According to Open Doors‘ 2024 data, 82 percent of the 4,998 Christians killed worldwide in 2023 were Nigerian. Between 2009 and 2023, more than 52,000 Christians and at least 34,000 moderate Muslims were killed in faith-based attacks by Islamist groups in Nigeria, with approximately five million people displaced.
In 2025 alone, jihadist violence killed more than 7,000 Christians and led to the abduction of an additional 7,800, according to figures cited by US legislators when introducing the House companion bill.
Twelve Nigerian states enforce Sharia law, including blasphemy provisions. Nigeria’s federal government also criminalises blasphemy at the national level.
The bill has not passed. It remains in the Senate Committee on Foreign Relations. No vote date has been confirmed.
Why The Response from Nigeria is Not Purpolar
The Nigerian government has not issued a formal written response to S.2747 at the time of publication. Nigerian officials have publicly described the bill as an attempt to inflame religious tensions and misrepresent the country’s security situation.

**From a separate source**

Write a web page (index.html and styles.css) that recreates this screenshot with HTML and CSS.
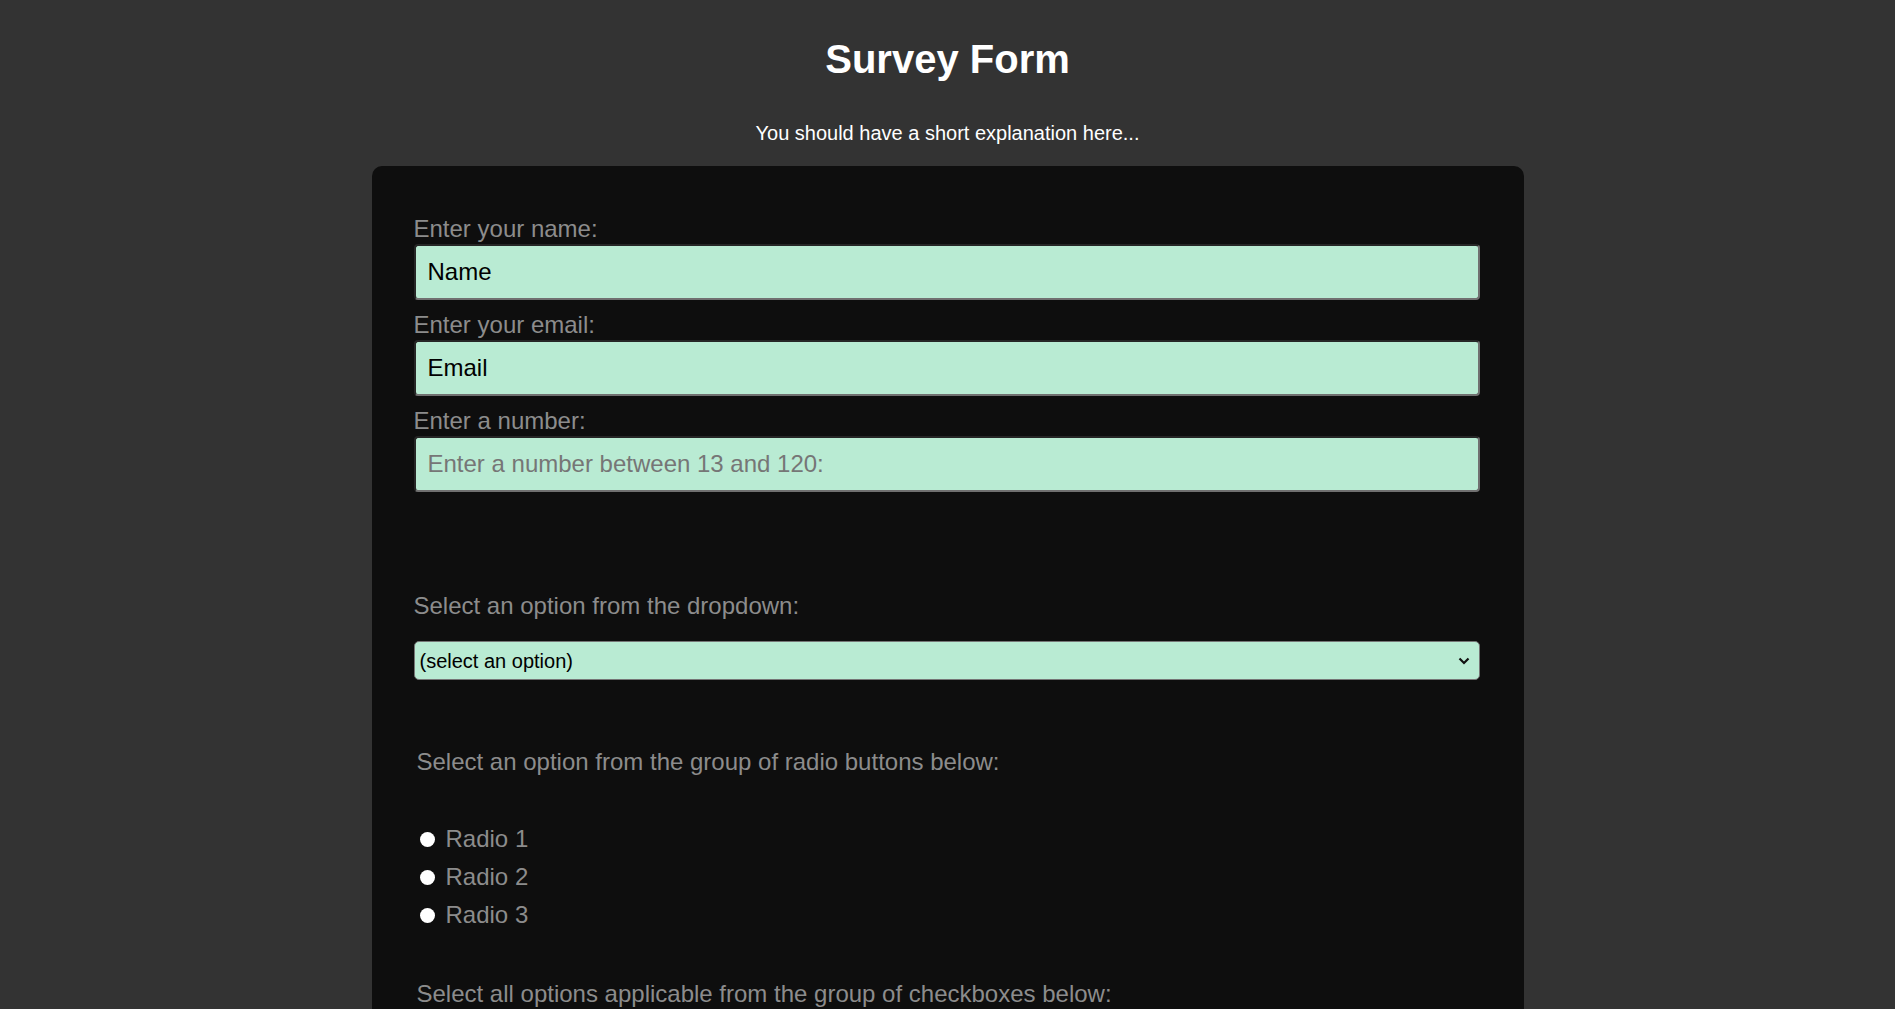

Utoo rejected that framing without hesitation. He argued that official opposition to the bill is driven by fear of personal sanctions rather than concern for Nigeria’s international standing.
“It’s not about Nigeria,” he said. “It’s for them. It’s not for all of us.”
Africentra has not independently confirmed which specific Nigerian officials may appear in any US government report connected to this legislation. And at the moment, no Nigerian government spokesperson has confirmed or denied the existence of such a list.
Nigeria was previously designated a Country of Particular Concern by the US State Department in 2021 under the first Trump administration, then removed from that list the same year by the Biden administration. That reversal drew sharp criticism from religious freedom advocates and Christian communities in Nigeria’s Middle Belt and southern states.
S.2747 would make the designation mandatory by statute, removing executive discretion to reverse it. That is the structural difference between this bill and previous policy moves on Nigeria, and it is the element Utoo says Nigerian officials fear most.
What we still have not confirmed is this. The bill has not passed. Its enactment is not confirmed.
The existence of a specific, formally compiled US government list of named Nigerian officials linked to this legislation has not been publicly confirmed by the State Department or any US official. Utoo referenced such a list in his address. Africentra cannot verify its contents.
Claims that specific governors, judges, or security officials will be designated under this bill if it passes are possibilities under the bill’s framework, not confirmed outcomes.
Whether Utoo’s meeting with Senator Langford and other legislators will influence the bill’s progress through committee has not been a question everyone is asking. It is also right to say that Utoo is not the only advocate fighting for the bill to be passed. There are other Nigerians and non-Nigerians who have been working tirelessly to see the bill become a reality.